Crowd-funded Steampunk videos.  It was only a matter of time, actually.  I was aimed at this by the renowned Coffeem and even if you’re not into Steampunk, this little gem is worth watching anyway for the clockwork lady, who gives a brilliant performance, BTW.  The World of Steam is the name of the outfit. The people behind it have ties to the TV and motion picture world, — Buffy, Star Trek, Futurama, to drop but a few names — and the production values are very high.  I will be watching the website for future episodes.

Musical Monday

Terry Windling typically has a feature on her blog called Music on a Monday Morning.  This morning, she featured lullabies, including one by Clara Sanabras which was sung in Ladino, a language of the Sephardic Jews. That got me to thinking about the sound track from a film called The Governess a 1998 period piece staring Minnie Driver.  The film is a bit contrived, and has a very overwrought performance by an adolescent Jonathan Rhys-Meyers, but the soundtrack is simply gorgeous.  It was written by Edward Sheamur and features the voice of the inimitable and tragically short-lived Ofra Haza.  At one point the soundtrack features a Ladino love song sung by Haza (she learned it phonetically).


LA SERENA (The Mermaid)
(Lyrics of the track titled “The Veil”)

Si la mar era de leche
Yo m’aría un peshkador
Peshkaría mis dolores
Con palavrikas de amor.

(If the sea were of milk
I would become a fisherman
I would fish out my pain
With words of love.)

Dame la mano palomba
Para subir yo a tu nido
Maldichá ke durme sola
Vengo yo a durmir kontigo.

(Give me your hand, dove
So I may come to your nest
Wretched are you that sleeps alone!
I come to sleep with you.)

When I was researching the lyrics for the English translation, I discovered these are only two verses from a much longer song. Visit this link and listen to the whole song. Evidently, Edward Shearmur altered the tune to make it sound more “middle eastern” and exotic.  Fine with me.

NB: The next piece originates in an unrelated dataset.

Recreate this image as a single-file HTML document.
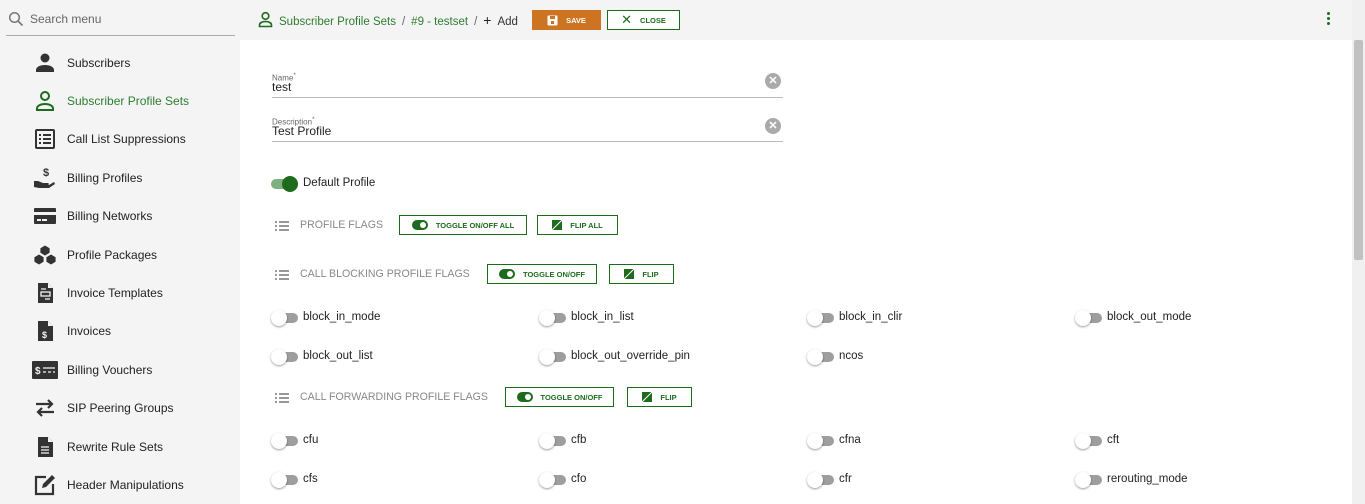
<!DOCTYPE html>
<html><head><meta charset="utf-8"><style>
*{box-sizing:border-box;margin:0;padding:0}
body{width:1365px;height:504px;overflow:hidden;background:#f4f4f4;font-family:"Liberation Sans",Arial,sans-serif;position:relative;color:#222}
.a{position:absolute}
.main{left:240px;top:40px;width:1112px;height:464px;background:#fff}
.sb{left:1352px;top:0;width:13px;height:504px;background:#f0f0f0}
.thumb{left:1354px;top:40px;width:9px;height:220px;background:#c1c1c1;border-radius:2px}
.nav{left:67px;font-size:12px;color:#222;line-height:14px}
.ic{left:33px;width:24px;height:24px}
.btn{border:1px solid #1e6b1e;height:20px;font-size:7.5px;font-weight:bold;color:#1e6b1e;display:flex;align-items:center;justify-content:center;gap:8px;background:#fff}
.sec{font-size:10.6px;color:#888}
.lst{width:14px;height:10px}
.tg{width:28px;height:14px}
.tg .tr{position:absolute;left:3px;top:2px;width:24px;height:10px;border-radius:5px;background:#9e9e9e}
.tg .kn{position:absolute;left:0;top:-1px;width:16px;height:16px;border-radius:50%;background:#fff;box-shadow:0 1px 2px rgba(0,0,0,.4)}
.fl{font-size:11.5px;color:#222}
.sl{color:#666;margin:0 6px}
</style></head><body>
<div class="a main"></div>
<div class="a sb"></div><div class="a thumb"></div>

<svg class="a" style="left:8px;top:11px" width="16" height="16" viewBox="0 0 16 16"><circle cx="6.5" cy="6.5" r="4.8" fill="none" stroke="#777" stroke-width="1.5"/><path d="M10 10l4.5 4.5" stroke="#777" stroke-width="1.6"/></svg>
<div class="a" style="left:30px;top:12px;font-size:12px;color:#666">Search menu</div>
<div class="a" style="left:6px;top:35px;width:229px;height:1px;background:#aaa"></div>

<svg class="a" style="left:258px;top:11px" width="15" height="17" viewBox="0 0 15 17"><circle cx="7.5" cy="5" r="3.3" fill="none" stroke="#1e6b1e" stroke-width="1.6"/><path d="M1.5 15.5v-1.5c0-2 2.5-3.5 6-3.5s6 1.5 6 3.5v1.5z" fill="none" stroke="#1e6b1e" stroke-width="1.6"/></svg>
<div class="a" style="left:279px;top:12px;font-size:11.5px;color:#2e7d32;white-space:nowrap">Subscriber Profile Sets<span class="sl">/</span>#9 - testset<span class="sl">/</span><span style="color:#222;font-size:14px;margin-right:6px">+</span><span style="color:#333">Add</span></div>
<div class="a btn" style="left:532px;top:10px;width:69px;background:#cc7421;border-color:#cc7421;color:#fff"><svg width="11" height="11" viewBox="0 0 11 11"><rect x="0.5" y="0.5" width="10" height="10" rx="1" fill="#fff"/><rect x="3" y="1" width="5" height="3" fill="#cc7421"/><rect x="4" y="6" width="3" height="3" fill="#cc7421"/></svg>SAVE</div>
<div class="a btn" style="left:607px;top:10px;width:73px"><span style="font-size:13px;font-weight:normal">✕</span>CLOSE</div>
<div class="a" style="left:1327px;top:12px;width:3px;height:16px"><div style="width:3px;height:3px;border-radius:50%;background:#1e6b1e;margin-bottom:2px"></div><div style="width:3px;height:3px;border-radius:50%;background:#1e6b1e;margin-bottom:2px"></div><div style="width:3px;height:3px;border-radius:50%;background:#1e6b1e"></div></div>

<svg class="a ic" style="top:51px" viewBox="0 0 24 24"><circle cx="12" cy="7" r="4.5" fill="#333"/><path d="M3 21v-2c0-3 4-5 9-5s9 2 9 5v2z" fill="#333"/></svg>
<div class="a nav" style="top:56px">Subscribers</div>
<svg class="a ic" style="top:89px" viewBox="0 0 24 24"><circle cx="12" cy="7" r="4" fill="none" stroke="#1e6b1e" stroke-width="2"/><path d="M4 21v-1.5c0-2.8 3.6-4.5 8-4.5s8 1.7 8 4.5V21z" fill="none" stroke="#1e6b1e" stroke-width="2"/></svg>
<div class="a nav" style="top:94px;color:#2e7d32">Subscriber Profile Sets</div>
<svg class="a ic" style="top:127px" viewBox="0 0 24 24"><rect x="3" y="3" width="18" height="18" rx="1" fill="none" stroke="#333" stroke-width="2"/><path d="M6 8h2M10 8h8M6 12h2M10 12h8M6 16h2M10 16h8" stroke="#333" stroke-width="2"/></svg>
<div class="a nav" style="top:132px">Call List Suppressions</div>
<svg class="a ic" style="top:166px" viewBox="0 0 24 24"><text x="10" y="10" font-size="11" font-weight="bold" fill="#333" font-family="Liberation Sans">$</text><path d="M1 21v-6h4l5 2h5c1 0 1 2 0 2h-5 6l5-3 1 2-6 4H6z" fill="#333"/></svg>
<div class="a nav" style="top:171px">Billing Profiles</div>
<svg class="a ic" style="top:204px" viewBox="0 0 24 24"><rect x="1" y="4" width="22" height="16" rx="1" fill="#333"/><rect x="1" y="8" width="22" height="3" fill="#f4f4f4"/><rect x="4" y="15" width="4" height="2" fill="#f4f4f4"/><rect x="9" y="15" width="5" height="2" fill="#f4f4f4"/></svg>
<div class="a nav" style="top:209px">Billing Networks</div>
<svg class="a ic" style="top:243px" viewBox="0 0 24 24"><path d="M12 2l5 3v5l-5 3-5-3V5zM6 11l5 3v5l-5 3-5-3v-5zM18 11l5 3v5l-5 3-5-3v-5z" fill="#333" stroke="#f4f4f4" stroke-width="0.8"/></svg>
<div class="a nav" style="top:248px">Profile Packages</div>
<svg class="a ic" style="top:281px" viewBox="0 0 24 24"><path d="M5 2h10l5 5v15H5z" fill="#333"/><path d="M15 2v5h5" fill="#f4f4f4"/><rect x="8" y="11" width="9" height="4" fill="none" stroke="#f4f4f4" stroke-width="1.3"/><path d="M8 8h5M12 18h5" stroke="#f4f4f4" stroke-width="1.3"/></svg>
<div class="a nav" style="top:286px">Invoice Templates</div>
<svg class="a ic" style="top:319px" viewBox="0 0 24 24"><path d="M5 2h10l5 5v15H5z" fill="#333"/><path d="M15 2v5h5" fill="#f4f4f4"/><text x="9" y="19" font-size="9" font-weight="bold" fill="#f4f4f4" font-family="Liberation Sans">$</text></svg>
<div class="a nav" style="top:324px">Invoices</div>
<svg class="a" style="left:32px;top:361px" width="26" height="18" viewBox="0 0 26 18"><rect x="0" y="0" width="26" height="18" rx="1" fill="#333"/><text x="3" y="13" font-size="10" font-weight="bold" fill="#f4f4f4" font-family="Liberation Sans">$</text><path d="M11 7h12M11 11h3M16 11h3M21 11h2" stroke="#f4f4f4" stroke-width="1.3"/></svg>
<div class="a nav" style="top:363px">Billing Vouchers</div>
<svg class="a ic" style="top:396px" viewBox="0 0 24 24"><path d="M3 8h16M15 4l4 4-4 4M21 16H5M9 12l-4 4 4 4" fill="none" stroke="#333" stroke-width="2.2"/></svg>
<div class="a nav" style="top:401px">SIP Peering Groups</div>
<svg class="a ic" style="top:435px" viewBox="0 0 24 24"><path d="M5 2h10l5 5v15H5z" fill="#333"/><path d="M15 2v5h5" fill="#f4f4f4"/><path d="M8 12h8M8 15h8M8 18h8" stroke="#f4f4f4" stroke-width="1.2"/></svg>
<div class="a nav" style="top:440px">Rewrite Rule Sets</div>
<svg class="a ic" style="top:473px" viewBox="0 0 24 24"><path d="M13 4H3v17h17V11" fill="none" stroke="#333" stroke-width="2.2"/><path d="M9 15l1-4 9-9 3 3-9 9z" fill="#333"/></svg>
<div class="a nav" style="top:478px">Header Manipulations</div>

<div class="a" style="left:272px;top:72px;font-size:8px;color:#666">Name<sup>*</sup></div>
<div class="a" style="left:272px;top:80px;font-size:12px">test</div>
<div class="a" style="left:272px;top:97px;width:511px;height:1px;background:#bbb"></div>
<div class="a" style="left:765px;top:73px;width:16px;height:16px;border-radius:50%;background:#aaa;color:#fff;font-size:11px;font-weight:bold;text-align:center;line-height:16px">✕</div>
<div class="a" style="left:272px;top:116px;font-size:8px;color:#666">Description<sup>*</sup></div>
<div class="a" style="left:272px;top:124px;font-size:12px">Test Profile</div>
<div class="a" style="left:272px;top:141px;width:511px;height:1px;background:#bbb"></div>
<div class="a" style="left:765px;top:118px;width:16px;height:16px;border-radius:50%;background:#aaa;color:#fff;font-size:11px;font-weight:bold;text-align:center;line-height:16px">✕</div>

<div class="a tg" style="left:271px;top:177px"><div class="tr" style="background:#7fb07f;left:0"></div><div class="kn" style="left:11px;background:#1e6b1e;box-shadow:none"></div></div>
<div class="a fl" style="left:303px;top:177px">Default Profile</div>

<svg class="a lst" style="left:275px;top:221px" viewBox="0 0 14 10"><path d="M0 1h2M4 1h10M0 5h2M4 5h10M0 9h2M4 9h10" stroke="#777" stroke-width="1.4"/></svg>
<div class="a sec" style="left:300px;top:219px">PROFILE FLAGS</div>
<div class="a btn" style="left:399px;top:215px;width:128px"><svg width="16" height="10"><rect width="16" height="10" rx="5" fill="#1e6b1e"/><circle cx="11" cy="5" r="3" fill="#fff"/></svg>TOGGLE ON/OFF ALL</div>
<div class="a btn" style="left:537px;top:215px;width:81px"><svg width="10" height="10"><rect width="10" height="10" fill="#1e6b1e"/><path d="M10 0L0 10" stroke="#fff"/></svg>FLIP ALL</div>

<svg class="a lst" style="left:275px;top:270px" viewBox="0 0 14 10"><path d="M0 1h2M4 1h10M0 5h2M4 5h10M0 9h2M4 9h10" stroke="#777" stroke-width="1.4"/></svg>
<div class="a sec" style="left:300px;top:268px">CALL BLOCKING PROFILE FLAGS</div>
<div class="a btn" style="left:487px;top:264px;width:110px"><svg width="16" height="10"><rect width="16" height="10" rx="5" fill="#1e6b1e"/><circle cx="11" cy="5" r="3" fill="#fff"/></svg>TOGGLE ON/OFF</div>
<div class="a btn" style="left:609px;top:264px;width:65px"><svg width="10" height="10"><rect width="10" height="10" fill="#1e6b1e"/><path d="M10 0L0 10" stroke="#fff"/></svg>FLIP</div>

<svg class="a lst" style="left:275px;top:393px" viewBox="0 0 14 10"><path d="M0 1h2M4 1h10M0 5h2M4 5h10M0 9h2M4 9h10" stroke="#777" stroke-width="1.4"/></svg>
<div class="a sec" style="left:300px;top:391px">CALL FORWARDING PROFILE FLAGS</div>
<div class="a btn" style="left:505px;top:387px;width:109px"><svg width="16" height="10"><rect width="16" height="10" rx="5" fill="#1e6b1e"/><circle cx="11" cy="5" r="3" fill="#fff"/></svg>TOGGLE ON/OFF</div>
<div class="a btn" style="left:627px;top:387px;width:65px"><svg width="10" height="10"><rect width="10" height="10" fill="#1e6b1e"/><path d="M10 0L0 10" stroke="#fff"/></svg>FLIP</div>

<div class="a tg" style="left:271px;top:311px"><div class="tr"></div><div class="kn"></div></div><div class="a fl" style="left:303px;top:311px">block_in_mode</div>
<div class="a tg" style="left:539px;top:311px"><div class="tr"></div><div class="kn"></div></div><div class="a fl" style="left:571px;top:311px">block_in_list</div>
<div class="a tg" style="left:807px;top:311px"><div class="tr"></div><div class="kn"></div></div><div class="a fl" style="left:839px;top:311px">block_in_clir</div>
<div class="a tg" style="left:1075px;top:311px"><div class="tr"></div><div class="kn"></div></div><div class="a fl" style="left:1107px;top:311px">block_out_mode</div>
<div class="a tg" style="left:271px;top:350px"><div class="tr"></div><div class="kn"></div></div><div class="a fl" style="left:303px;top:350px">block_out_list</div>
<div class="a tg" style="left:539px;top:350px"><div class="tr"></div><div class="kn"></div></div><div class="a fl" style="left:571px;top:350px">block_out_override_pin</div>
<div class="a tg" style="left:807px;top:350px"><div class="tr"></div><div class="kn"></div></div><div class="a fl" style="left:839px;top:350px">ncos</div>

<div class="a tg" style="left:271px;top:434px"><div class="tr"></div><div class="kn"></div></div><div class="a fl" style="left:303px;top:434px">cfu</div>
<div class="a tg" style="left:539px;top:434px"><div class="tr"></div><div class="kn"></div></div><div class="a fl" style="left:571px;top:434px">cfb</div>
<div class="a tg" style="left:807px;top:434px"><div class="tr"></div><div class="kn"></div></div><div class="a fl" style="left:839px;top:434px">cfna</div>
<div class="a tg" style="left:1075px;top:434px"><div class="tr"></div><div class="kn"></div></div><div class="a fl" style="left:1107px;top:434px">cft</div>
<div class="a tg" style="left:271px;top:473px"><div class="tr"></div><div class="kn"></div></div><div class="a fl" style="left:303px;top:473px">cfs</div>
<div class="a tg" style="left:539px;top:473px"><div class="tr"></div><div class="kn"></div></div><div class="a fl" style="left:571px;top:473px">cfo</div>
<div class="a tg" style="left:807px;top:473px"><div class="tr"></div><div class="kn"></div></div><div class="a fl" style="left:839px;top:473px">cfr</div>
<div class="a tg" style="left:1075px;top:473px"><div class="tr"></div><div class="kn"></div></div><div class="a fl" style="left:1107px;top:473px">rerouting_mode</div>
</body></html>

The other song Haza sings on the soundtrack is this one:

ADIO, QUERIDA

Tu madre cuando te parió
y te quitó al mundo,
corazón ella no te dió
para amar Segundo;
corazón ella no te dió
para amar Segundo.

Adio, adio querida,
no quiero la vida,
me la marcastes tú.

Ya búscate otro amor,
axarba otras puertas,
espera otro ardor,
que para mí sos muerta;
espera otro ardor,
que para mí sos muerta.

(English translation
When your mother delivered you
and brought you to the world
she did not give you a heart
to love another

Goodbye,
goodbye, beloved,
I don’t want to live
You made my life miserable.

I’ll go look for another love,
Open other doors
Hope for another love,
Because for me you are dead.)

I liked the film, but it retains a place in my heart because it introduced me to the music and the voice of Ofra Haza.